In Italy, this phenomenon of large-scale collusion between the Mafia and politics has been going on for more than 100 years. This is evident in court sentences, arrests of leading politicians and, above all, Mafia executions of professional people above suspicion.

No one in Italy officially knows how many journalists, pentiti and their families, priests and businessmen are under police protection. Yet, many anti-Mafia magistrates have paid with their lives for their tough fight against mafia-style organisations, suffice to mention the assassination of Giovanni Falcone and Pietro Borsellino.

Nevertheless, without the collaboration of the pentiti, Italy’s magistrates would have been unable to conclude certain investigations while the executors and the instigators of many murders would have remained unknown to this day.

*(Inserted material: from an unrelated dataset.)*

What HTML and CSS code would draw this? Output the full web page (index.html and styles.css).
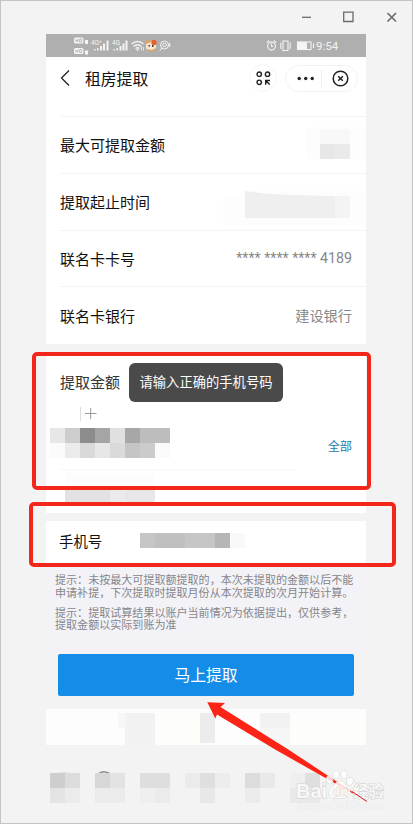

Nobody knows what the new organisation of Cosa Nostra in Sicily and in the Mediterranean is like after the death of Totò Riina, the capo dei capi (boss of bosses). It is said that, until a few decades ago, Riina moved about freely not only in Corleone, his Sicilian stronghold, but also in Gozo.

It is difficult to think that Malta, thanks to its geographical position and a somewhat carefree or naïve political class in dealing with international financial circles, could not offer an opportunity for international mafia-style organisations.

It is most unlikely that Di Pietro, during his recent short visit to Malta, did not carefully employ the term “mafia”. In a radio interview, a few months ago, he stated: “The Clean Hands investigation was stopped just when it started to investigate the connections with the Mafia. What I had found out, Falcone and Borsellino had already established before me. When I got to the point, I was forced to resign by an attempt at delegitimisation, in order to defend myself in court as a common citizen. I was lucky I found this system instead of TNT.”

It is difficult to see how six car bombings are just a settling of accounts of organised Maltese crime and Di Pietro has taken the credit for this.

Enrico Gurioli is an Italian journalist and author.